[<prev] [next>] [<thread-prev] [day] [month] [year] [list]
Message-ID: <0F8021E8-F288-4669-8195-9948844E36FD@zytor.com>
Date: Mon, 10 Nov 2025 13:05:55 -0800
From: "H. Peter Anvin" <hpa@...or.com>
To: "Theodore Ts'o" <tytso@....edu>, Maarten Brock <Maarten.Brock@...ls.nl>
CC: "linux-serial@...r.kernel.org" <linux-serial@...r.kernel.org>,
"linux-api@...r.kernel.org" <linux-api@...r.kernel.org>,
LKML <linux-kernel@...r.kernel.org>
Subject: Re: RFC: Serial port DTR/RTS - O_NRESETDEV
On November 10, 2025 12:19:33 PM PST, Theodore Ts'o <tytso@....edu> wrote:
>On Mon, Nov 10, 2025 at 10:06:02AM +0000, Maarten Brock wrote:
>> I fully agree that you cannot expect users that wired something like RS485 Driver
>> Enable or a microcontroller reset to RTS or DTR to write their own kernel driver.

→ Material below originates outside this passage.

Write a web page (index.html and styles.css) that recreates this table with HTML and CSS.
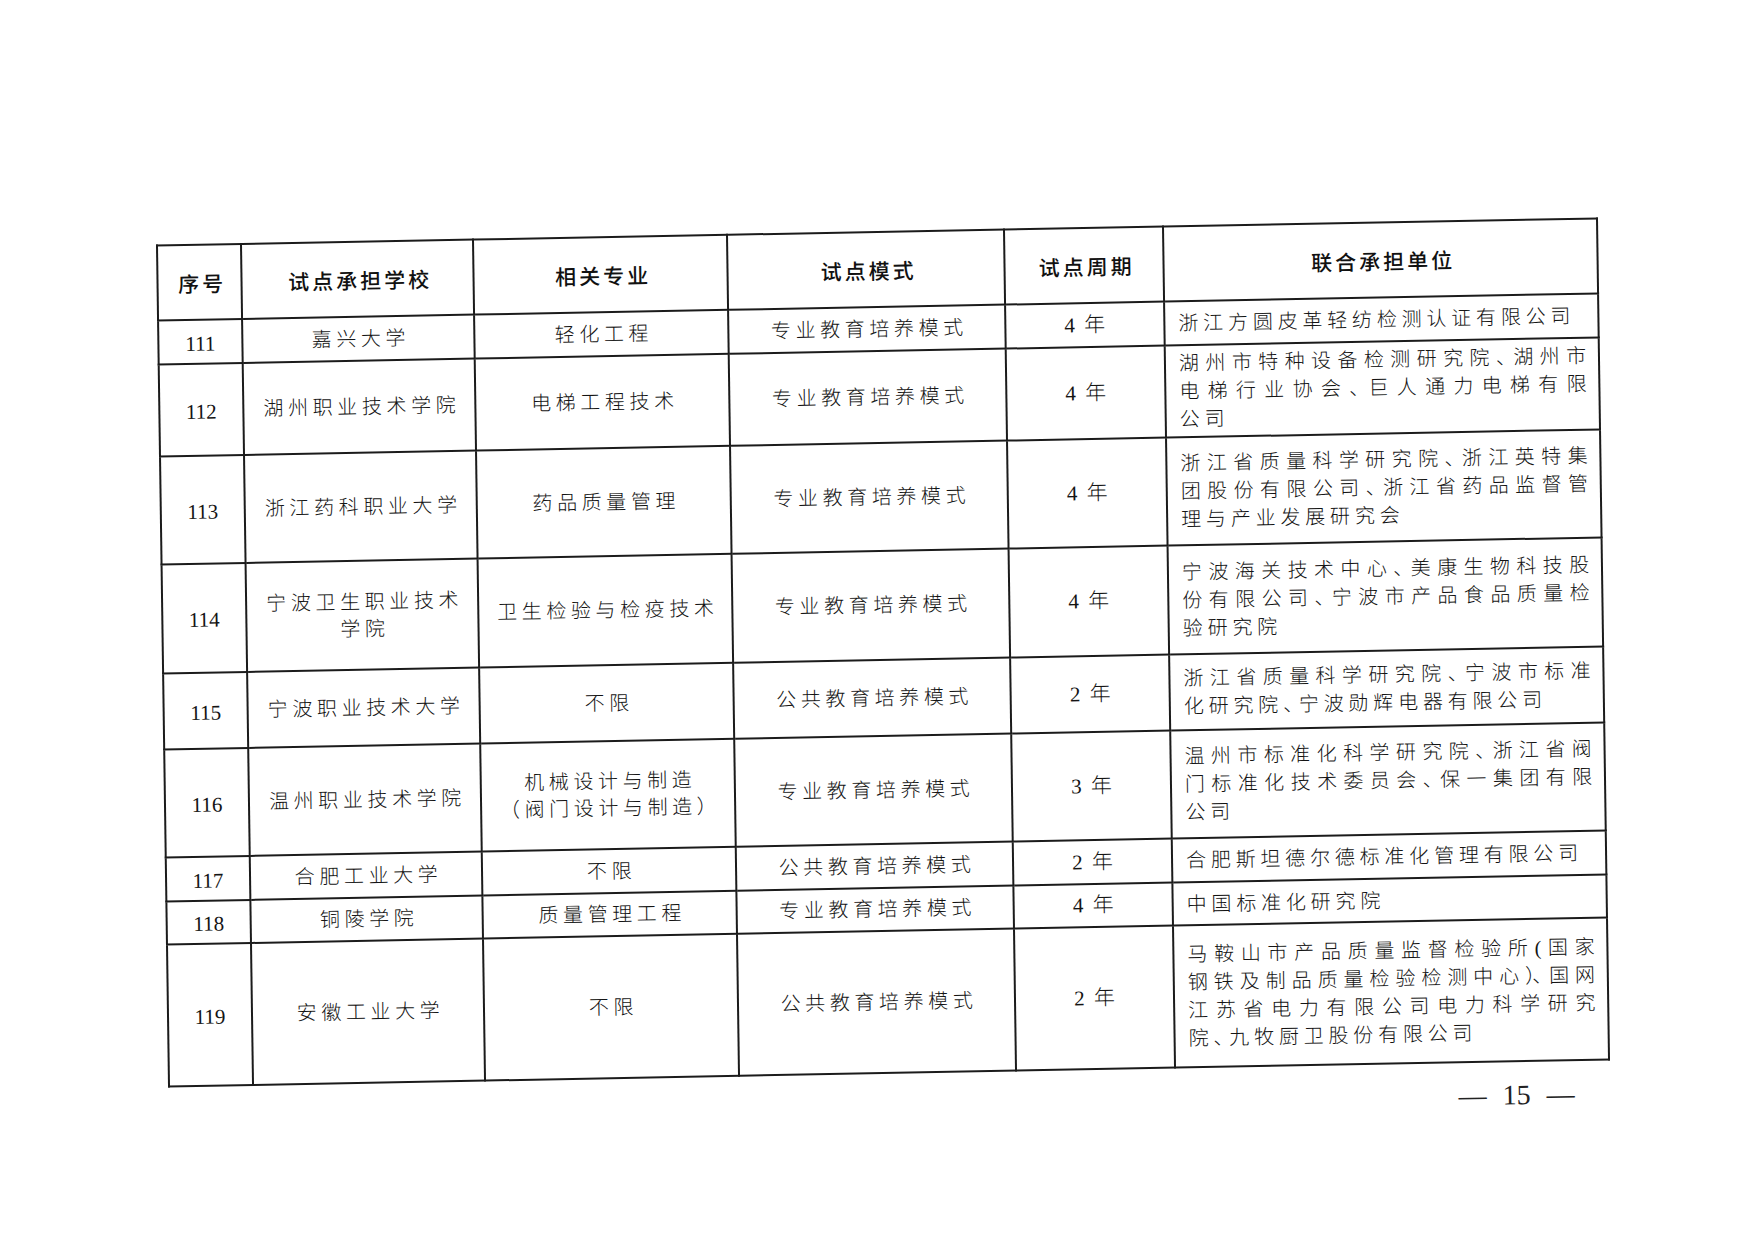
FILE: index.html
```html
<!DOCTYPE html>
<html lang="zh-CN">
<head>
<meta charset="utf-8">
<title>试点名单 15</title>
<link rel="stylesheet" href="styles.css">
</head>
<body>
<div class="page">
  <div class="sheet">
    <table class="grid">
      <colgroup>
        <col class="c1"><col class="c2"><col class="c3"><col class="c4"><col class="c5"><col class="c6">
      </colgroup>
      <thead>
        <tr class="h75">
          <th>序号</th><th>试点承担学校</th><th>相关专业</th><th>试点模式</th><th>试点周期</th><th>联合承担单位</th>
        </tr>
      </thead>
      <tbody>
        <tr class="h44">
          <td class="no">111</td><td>嘉兴大学</td><td>轻化工程</td><td>专业教育培养模式</td><td class="yr">4 年</td>
          <td class="unit"><span class="ln">浙江方圆皮革轻纺检测认证有限公司</span></td>
        </tr>
        <tr class="h92">
          <td class="no">112</td><td>湖州职业技术学院</td><td>电梯工程技术</td><td>专业教育培养模式</td><td class="yr">4 年</td>
          <td class="unit"><span class="ln j">湖州市特种设备检测研究院<span class="dun">、</span>湖州市</span><span class="ln j">电梯行业协会<span class="dun">、</span>巨人通力电梯有限</span><span class="ln">公司</span></td>
        </tr>
        <tr class="h108">
          <td class="no">113</td><td>浙江药科职业大学</td><td>药品质量管理</td><td>专业教育培养模式</td><td class="yr">4 年</td>
          <td class="unit"><span class="ln j">浙江省质量科学研究院<span class="dun">、</span>浙江英特集</span><span class="ln j">团股份有限公司<span class="dun">、</span>浙江省药品监督管</span><span class="ln">理与产业发展研究会</span></td>
        </tr>
        <tr class="h109">
          <td class="no">114</td><td><span class="ln">宁波卫生职业技术</span><span class="ln">学院</span></td><td>卫生检验与检疫技术</td><td>专业教育培养模式</td><td class="yr">4 年</td>
          <td class="unit"><span class="ln j">宁波海关技术中心<span class="dun">、</span>美康生物科技股</span><span class="ln j">份有限公司<span class="dun">、</span>宁波市产品食品质量检</span><span class="ln">验研究院</span></td>
        </tr>
        <tr class="h76">
          <td class="no">115</td><td>宁波职业技术大学</td><td>不限</td><td>公共教育培养模式</td><td class="yr">2 年</td>
          <td class="unit"><span class="ln j">浙江省质量科学研究院<span class="dun">、</span>宁波市标准</span><span class="ln">化研究院<span class="dun">、</span>宁波勋辉电器有限公司</span></td>
        </tr>
        <tr class="h108">
          <td class="no">116</td><td>温州职业技术学院</td><td><span class="ln">机械设计与制造</span><span class="ln">（阀门设计与制造）</span></td><td>专业教育培养模式</td><td class="yr">3 年</td>
          <td class="unit"><span class="ln j">温州市标准化科学研究院<span class="dun">、</span>浙江省阀</span><span class="ln j">门标准化技术委员会<span class="dun">、</span>保一集团有限</span><span class="ln">公司</span></td>
        </tr>
        <tr class="h44">
          <td class="no">117</td><td>合肥工业大学</td><td>不限</td><td>公共教育培养模式</td><td class="yr">2 年</td>
          <td class="unit"><span class="ln">合肥斯坦德尔德标准化管理有限公司</span></td>
        </tr>
        <tr class="h43">
          <td class="no">118</td><td>铜陵学院</td><td>质量管理工程</td><td>专业教育培养模式</td><td class="yr">4 年</td>
          <td class="unit"><span class="ln">中国标准化研究院</span></td>
        </tr>
        <tr class="h142">
          <td class="no">119</td><td>安徽工业大学</td><td>不限</td><td>公共教育培养模式</td><td class="yr">2 年</td>
          <td class="unit"><span class="ln j">马鞍山市产品质量监督检验所(国家</span><span class="ln j">钢铁及制品质量检验检测中心<span class="dun">）</span><span class="dun">、</span>国网</span><span class="ln j">江苏省电力有限公司电力科学研究</span><span class="ln">院<span class="dun">、</span>九牧厨卫股份有限公司</span></td>
        </tr>
      </tbody>
    </table>
    <div class="folio"><span class="dash">—</span><span class="num">15</span><span class="dash">—</span></div>
  </div>
</div>
</body>
</html>
```

FILE: styles.css
```css
html, body {
  margin: 0;
  padding: 0;
  background: #ffffff;
}

body {
  width: 1754px;
  height: 1240px;
  overflow: hidden;
  font-family: "Liberation Serif", "Noto Sans CJK SC", serif;
  color: #1c1c1c;
}

.page {
  padding: 231px 0 0 162px;
}

.sheet {
  width: 1440px;
  transform-origin: 720px 421px;
  transform: matrix(1, -0.0188, 0.0143, 1, 0, 0);
}

.grid {
  width: 1440px;
  border-collapse: collapse;
  table-layout: fixed;
}

.c1 { width: 84px; }
.c2 { width: 232px; }
.c3 { width: 254px; }
.c4 { width: 277px; }
.c5 { width: 159px; }
.c6 { width: 434px; }

.h43 { height: 43px; }
.h44 { height: 44px; }
.h75 { height: 75px; }
.h76 { height: 76px; }
.h92 { height: 92px; }
.h108 { height: 108px; }
.h109 { height: 109px; }
.h142 { height: 142px; }

.grid th,
.grid td {
  border: 2px solid #1b1b1b;
  padding: 0 2px 0 7px;
  text-align: center;
  vertical-align: middle;
}

.grid th {
  font-family: "Noto Sans CJK SC", sans-serif;
  font-size: 21px;
  font-weight: 500;
  letter-spacing: 3px;
  color: #111111;
  line-height: 28px;
}

.grid td {
  font-family: "Liberation Serif", "Noto Sans CJK SC", serif;
  font-size: 20px;
  font-weight: 300;
  letter-spacing: 4.6px;
  line-height: 27px;
  color: #141414;
}

.grid td.no {
  font-size: 21px;
  font-weight: 400;
  letter-spacing: 0;
  padding: 4px 0 0 0;
}

.grid td.yr {
  font-size: 21px;
  font-weight: 300;
  letter-spacing: 2px;
  padding: 0 0 0 2px;
}

.grid td.unit {
  text-align: left;
  padding: 0 7px 0 13px;
  line-height: 28px;
  letter-spacing: 4.8px;
}

.ln {
  display: block;
}

.ln.j {
  text-align: justify;
  text-align-last: justify;
}

.grid td.unit .dun {
  letter-spacing: -4.2px;
}

.folio {
  display: flex;
  justify-content: flex-end;
  align-items: center;
  gap: 16px;
  margin-top: 18px;
  padding-right: 34px;
  font-family: "Liberation Serif", serif;
  font-size: 28px;
  line-height: 30px;
  color: #222;
}

.dash {
  font-size: 28px;
}
```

>> And you need to open the port to make the appropriate settings. But opening a
>> port should not e.g. claim the RS485 bus and mess up whatever communication
>> was going on there.
>
>Again, the existing seral driver code *will* mess with RTS and DTR at
>boot up because that's part of the autoconfiuration code, and that was
>added because it was needed for some number of serial ports.
>
>If that's going to "mess up" the RS485 bus, maybe we need accept that
>RS-232 != RS-485 and have a different driver for the two. That's
>going to be a lot simpler than trying to make the same code work for
>both RS-232 and RS-485, and claiming that the existing RS-232 code is
>"fundamentally buggy" when it interacts poorly with something that has
>very different requirements than the historical RS-232 use cases.
>
> - Ted
I didn't say it was fundamentally buggy; if I did or implied it I apologize. It is most definitely not; however, in some cases it is undesired or undesirable *due to shifts in usage patterns.*
This isn't a bug at all but an enormous strength. That a 65-year-old standard — both hardware and software — designed for teletypes and dumb terminals can still be useful today is almost the definition of success. And, yes, some glitches in that process are going to be inevitable — like the mistake of retaining the termio Bxxx emumeration constants in the termios interface. But we deal with it by gradual evolution of interfaces.
One such example is RTS itself: the RS485 definition is, in fact, the originally intended meaning of RTS: it is a request to the DCE to negotiate transmission privilege and activate transmission mode over a half duplex channel, after which it asserts CTS. RTS/CTS flow control was a nonstandard adaption to allow for binary transparent flow control over full duplex links — it wasn't formally standardized until 1991, and the signal is formally named RTR when used that way. However, RTR and RTS share hardware in nearly all existing implementations, and share pins in the standard — so whether or not you are using RTR or RTS is a property of the DCE, not DTE, and needs to be configured into the DTE.
Requiring new drivers for the gajillion different hardware devices already supported and then having the problem of which drivers claim it isn't really any better of a solution; one could in fact argue it is *exactly* equivalent to being able to indicate to the driver what mode one wants it to operate in before it does its configuration.
The parport driver layer is kind of similar to this, in some ways, but in the tty layer that is mostly handled by line disciplines instead. (The parport hardware was generally abused on a much lower level, as a substitute for GPIOs, so even the notion of a byte stream wasn't there.)
*If* I'm reading the code correctly – which is a little complicated due to the sheer number of abstraction layers – hardware initialization is already deferred until first open, which would mean that disabling autoconfiguration (one of the features in TIOCSSERIAL) would again be a valid reason for wanting to be able to communicate with a device driver before requiring that it puts the underlying hardware in the state expected for operation *in the mode configured* (catch-22).
As I stated, this is inherently going to be a best effort. For some devices that may mean simply leaving the power on default in place (in this specific case, presumably, DTR# and RTS# deasserted.) However, once the state is already known to the kernel then there is no such issue for any hardware.
As far as naming is concerned: O_RAW is really suboptimal, as it has exactly the same implications as O_DIRECT (I/O goes straight to the device with no buffering.) I don't like the idea of abusing O_DIRECT at all; I only brought it up as a fallback alternative. I genuinely do believe that if we assign a new open flag it will find use cases outside the tty/serial port subsystems, and if there is anything Unix has done right it is to generalize interfaces as much as possible, case in point descriptors.